-- START Data provided --
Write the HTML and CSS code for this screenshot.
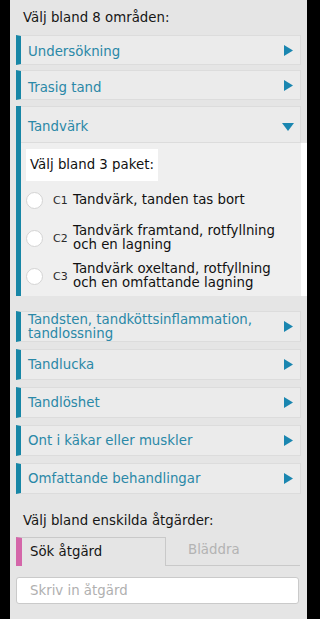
FILE: index.html
```html
<!DOCTYPE html>
<html lang="sv">
<head>
<meta charset="utf-8">
<title>Välj område</title>
<link rel="stylesheet" href="styles.css">
</head>
<body>
<div class="panel">
  <div class="heading">Välj bland 8 områden:</div>
  <div class="areas">
    <div class="item first"><span class="label">Undersökning</span><svg class="arr" width="9" height="11" viewBox="0 0 9 11"><path d="M0 0L9 5.5L0 11Z"/></svg></div>
    <div class="item second"><span class="label">Trasig tand</span><svg class="arr" width="9" height="11" viewBox="0 0 9 11"><path d="M0 0L9 5.5L0 11Z"/></svg></div>
    <div class="group">
      <div class="group-head"><span class="label">Tandvärk</span><svg class="arr" width="12" height="8" viewBox="0 0 12 8"><path d="M0 0H12L6 8Z"/></svg></div>
      <div class="group-body">
        <div class="pkg-title">Välj bland 3 paket:</div>
        <div class="pkg">
          <span class="radio"></span><span class="code">C1</span><span class="pkg-text">Tandvärk, tanden tas bort</span>
        </div>
        <div class="pkg">
          <span class="radio"></span><span class="code">C2</span><span class="pkg-text">Tandvärk framtand, rotfyllning<br>och en lagning</span>
        </div>
        <div class="pkg">
          <span class="radio"></span><span class="code">C3</span><span class="pkg-text">Tandvärk oxeltand, rotfyllning<br>och en omfattande lagning</span>
        </div>
      </div>
    </div>
    <div class="item later"><span class="label">Tandsten, tandköttsinflammation,<br>tandlossning</span><svg class="arr" width="9" height="11" viewBox="0 0 9 11"><path d="M0 0L9 5.5L0 11Z"/></svg></div>
    <div class="item later"><span class="label">Tandlucka</span><svg class="arr" width="9" height="11" viewBox="0 0 9 11"><path d="M0 0L9 5.5L0 11Z"/></svg></div>
    <div class="item later"><span class="label">Tandlöshet</span><svg class="arr" width="9" height="11" viewBox="0 0 9 11"><path d="M0 0L9 5.5L0 11Z"/></svg></div>
    <div class="item later"><span class="label">Ont i käkar eller muskler</span><svg class="arr" width="9" height="11" viewBox="0 0 9 11"><path d="M0 0L9 5.5L0 11Z"/></svg></div>
    <div class="item later last"><span class="label">Omfattande behandlingar</span><svg class="arr" width="9" height="11" viewBox="0 0 9 11"><path d="M0 0L9 5.5L0 11Z"/></svg></div>
  </div>
  <div class="sub-heading">Välj bland enskilda åtgärder:</div>
  <div class="tabs">
    <div class="tab active">Sök åtgärd</div>
    <div class="tab inactive">Bläddra</div>
  </div>
  <input class="search" type="text" placeholder="Skriv in åtgärd">
</div>
</body>
</html>
```

FILE: styles.css
```css
html, body {
  margin: 0;
  padding: 0;
  background: #000;
}

.panel {
  width: 297px;
  margin: 0 0 0 10px;
  padding: 0 6px;
  min-height: 619px;
  box-sizing: border-box;
  background: #e5e5e5;
  font-family: "DejaVu Sans", "Liberation Sans", sans-serif;
  font-size: 13.33px;
  color: #161616;
}

.heading {
  height: 35px;
  box-sizing: border-box;
  padding: 10px 0 0 7px;
  line-height: 15px;
}

.areas {
  display: flex;
  flex-direction: column;
}

.item {
  display: flex;
  align-items: center;
  justify-content: space-between;
  box-sizing: border-box;
  height: 30px;
  padding: 0 7px 0 7px;
  background: #ebebeb;
  border: 1px solid #dcdcdc;
  border-left: 5px solid #1786a6;
  color: #2a88a7;
  line-height: 14px;
}

.item.first { margin-bottom: 5px; }
.item.second { margin-bottom: 6px; }
.item.first .label { margin-top: 3px; }
.item.second .label { margin-top: 5px; }
.item.later { height: 31px; margin-bottom: 7px; }
.item.later.last { margin-bottom: 0; }

.arr {
  flex: none;
  fill: #1a86b0;
}

.group {
  border-left: 5px solid #1786a6;
  margin-bottom: 15px;
}

.group-head {
  display: flex;
  align-items: center;
  justify-content: space-between;
  box-sizing: border-box;
  height: 37px;
  padding: 4px 6px 0 7px;
  background: #ebebeb;
  border: 1px solid #dcdcdc;
  border-left: none;
  color: #2a88a7;
  line-height: 15px;
}

.group-body {
  margin-right: -6px;
  border-right: 6px solid #fff;
  background: #efefef;
  padding: 6px 0 1px 5px;
}

.pkg-title {
  display: inline-block;
  background: #fff;
  padding: 0 4px;
  height: 32px;
  line-height: 32px;
  color: #111;
}

.pkg {
  display: flex;
  align-items: center;
  min-height: 38px;
}

.radio {
  flex: none;
  width: 15px;
  height: 15px;
  border-radius: 50%;
  background: #fff;
  border: 1px solid #d4d4d4;
}

.code {
  flex: none;
  width: 20px;
  margin-left: 10px;
  font-size: 11px;
  color: #2a2a2a;
}

.pkg-text {
  line-height: 14px;
  color: #111;
}

.sub-heading {
  padding: 19px 0 0 7px;
  line-height: 15px;
}

.tabs {
  display: flex;
  margin: 9px 1px 0 0;
  height: 29px;
}

.tab {
  box-sizing: border-box;
  height: 29px;
  line-height: 28px;
}

.tab.active {
  width: 150px;
  padding-left: 8px;
  border-left: 6px solid #d466a9;
  border-top: 1px solid #c9c9c9;
  border-right: 1px solid #c9c9c9;
  color: #161616;
}

.tab.inactive {
  flex: 1;
  padding-left: 22px;
  border-bottom: 1px solid #c9c9c9;
  color: #b3b3b3;
  line-height: 26px;
}

.search {
  display: block;
  box-sizing: border-box;
  width: 283px;
  height: 27px;
  margin: 11px 0 0 0;
  padding: 0 0 0 13px;
  border: 1px solid #cacaca;
  border-radius: 3px;
  background: #fff;
  font-family: "DejaVu Sans", "Liberation Sans", sans-serif;
  font-size: 13.33px;
  color: #161616;
  outline: none;
}

.search::placeholder {
  color: #b0b0b0;
}
```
-- END Data provided --
- [Work to do] Write out the data precisely as given, excluding the pictures.

- [Exercise answer]
Write the HTML and CSS code for this screenshot.
FILE: index.html
```html
<!DOCTYPE html>
<html lang="sv">
<head>
<meta charset="utf-8">
<title>Välj område</title>
<link rel="stylesheet" href="styles.css">
</head>
<body>
<div class="panel">
  <div class="heading">Välj bland 8 områden:</div>
  <div class="areas">
    <div class="item first"><span class="label">Undersökning</span><svg class="arr" width="9" height="11" viewBox="0 0 9 11"><path d="M0 0L9 5.5L0 11Z"/></svg></div>
    <div class="item second"><span class="label">Trasig tand</span><svg class="arr" width="9" height="11" viewBox="0 0 9 11"><path d="M0 0L9 5.5L0 11Z"/></svg></div>
    <div class="group">
      <div class="group-head"><span class="label">Tandvärk</span><svg class="arr" width="12" height="8" viewBox="0 0 12 8"><path d="M0 0H12L6 8Z"/></svg></div>
      <div class="group-body">
        <div class="pkg-title">Välj bland 3 paket:</div>
        <div class="pkg">
          <span class="radio"></span><span class="code">C1</span><span class="pkg-text">Tandvärk, tanden tas bort</span>
        </div>
        <div class="pkg">
          <span class="radio"></span><span class="code">C2</span><span class="pkg-text">Tandvärk framtand, rotfyllning<br>och en lagning</span>
        </div>
        <div class="pkg">
          <span class="radio"></span><span class="code">C3</span><span class="pkg-text">Tandvärk oxeltand, rotfyllning<br>och en omfattande lagning</span>
        </div>
      </div>
    </div>
    <div class="item later"><span class="label">Tandsten, tandköttsinflammation,<br>tandlossning</span><svg class="arr" width="9" height="11" viewBox="0 0 9 11"><path d="M0 0L9 5.5L0 11Z"/></svg></div>
    <div class="item later"><span class="label">Tandlucka</span><svg class="arr" width="9" height="11" viewBox="0 0 9 11"><path d="M0 0L9 5.5L0 11Z"/></svg></div>
    <div class="item later"><span class="label">Tandlöshet</span><svg class="arr" width="9" height="11" viewBox="0 0 9 11"><path d="M0 0L9 5.5L0 11Z"/></svg></div>
    <div class="item later"><span class="label">Ont i käkar eller muskler</span><svg class="arr" width="9" height="11" viewBox="0 0 9 11"><path d="M0 0L9 5.5L0 11Z"/></svg></div>
    <div class="item later last"><span class="label">Omfattande behandlingar</span><svg class="arr" width="9" height="11" viewBox="0 0 9 11"><path d="M0 0L9 5.5L0 11Z"/></svg></div>
  </div>
  <div class="sub-heading">Välj bland enskilda åtgärder:</div>
  <div class="tabs">
    <div class="tab active">Sök åtgärd</div>
    <div class="tab inactive">Bläddra</div>
  </div>
  <input class="search" type="text" placeholder="Skriv in åtgärd">
</div>
</body>
</html>
```

FILE: styles.css
```css
html, body {
  margin: 0;
  padding: 0;
  background: #000;
}

.panel {
  width: 297px;
  margin: 0 0 0 10px;
  padding: 0 6px;
  min-height: 619px;
  box-sizing: border-box;
  background: #e5e5e5;
  font-family: "DejaVu Sans", "Liberation Sans", sans-serif;
  font-size: 13.33px;
  color: #161616;
}

.heading {
  height: 35px;
  box-sizing: border-box;
  padding: 10px 0 0 7px;
  line-height: 15px;
}

.areas {
  display: flex;
  flex-direction: column;
}

.item {
  display: flex;
  align-items: center;
  justify-content: space-between;
  box-sizing: border-box;
  height: 30px;
  padding: 0 7px 0 7px;
  background: #ebebeb;
  border: 1px solid #dcdcdc;
  border-left: 5px solid #1786a6;
  color: #2a88a7;
  line-height: 14px;
}

.item.first { margin-bottom: 5px; }
.item.second { margin-bottom: 6px; }
.item.first .label { margin-top: 3px; }
.item.second .label { margin-top: 5px; }
.item.later { height: 31px; margin-bottom: 7px; }
.item.later.last { margin-bottom: 0; }

.arr {
  flex: none;
  fill: #1a86b0;
}

.group {
  border-left: 5px solid #1786a6;
  margin-bottom: 15px;
}

.group-head {
  display: flex;
  align-items: center;
  justify-content: space-between;
  box-sizing: border-box;
  height: 37px;
  padding: 4px 6px 0 7px;
  background: #ebebeb;
  border: 1px solid #dcdcdc;
  border-left: none;
  color: #2a88a7;
  line-height: 15px;
}

.group-body {
  margin-right: -6px;
  border-right: 6px solid #fff;
  background: #efefef;
  padding: 6px 0 1px 5px;
}

.pkg-title {
  display: inline-block;
  background: #fff;
  padding: 0 4px;
  height: 32px;
  line-height: 32px;
  color: #111;
}

.pkg {
  display: flex;
  align-items: center;
  min-height: 38px;
}

.radio {
  flex: none;
  width: 15px;
  height: 15px;
  border-radius: 50%;
  background: #fff;
  border: 1px solid #d4d4d4;
}

.code {
  flex: none;
  width: 20px;
  margin-left: 10px;
  font-size: 11px;
  color: #2a2a2a;
}

.pkg-text {
  line-height: 14px;
  color: #111;
}

.sub-heading {
  padding: 19px 0 0 7px;
  line-height: 15px;
}

.tabs {
  display: flex;
  margin: 9px 1px 0 0;
  height: 29px;
}

.tab {
  box-sizing: border-box;
  height: 29px;
  line-height: 28px;
}

.tab.active {
  width: 150px;
  padding-left: 8px;
  border-left: 6px solid #d466a9;
  border-top: 1px solid #c9c9c9;
  border-right: 1px solid #c9c9c9;
  color: #161616;
}

.tab.inactive {
  flex: 1;
  padding-left: 22px;
  border-bottom: 1px solid #c9c9c9;
  color: #b3b3b3;
  line-height: 26px;
}

.search {
  display: block;
  box-sizing: border-box;
  width: 283px;
  height: 27px;
  margin: 11px 0 0 0;
  padding: 0 0 0 13px;
  border: 1px solid #cacaca;
  border-radius: 3px;
  background: #fff;
  font-family: "DejaVu Sans", "Liberation Sans", sans-serif;
  font-size: 13.33px;
  color: #161616;
  outline: none;
}

.search::placeholder {
  color: #b0b0b0;
}
```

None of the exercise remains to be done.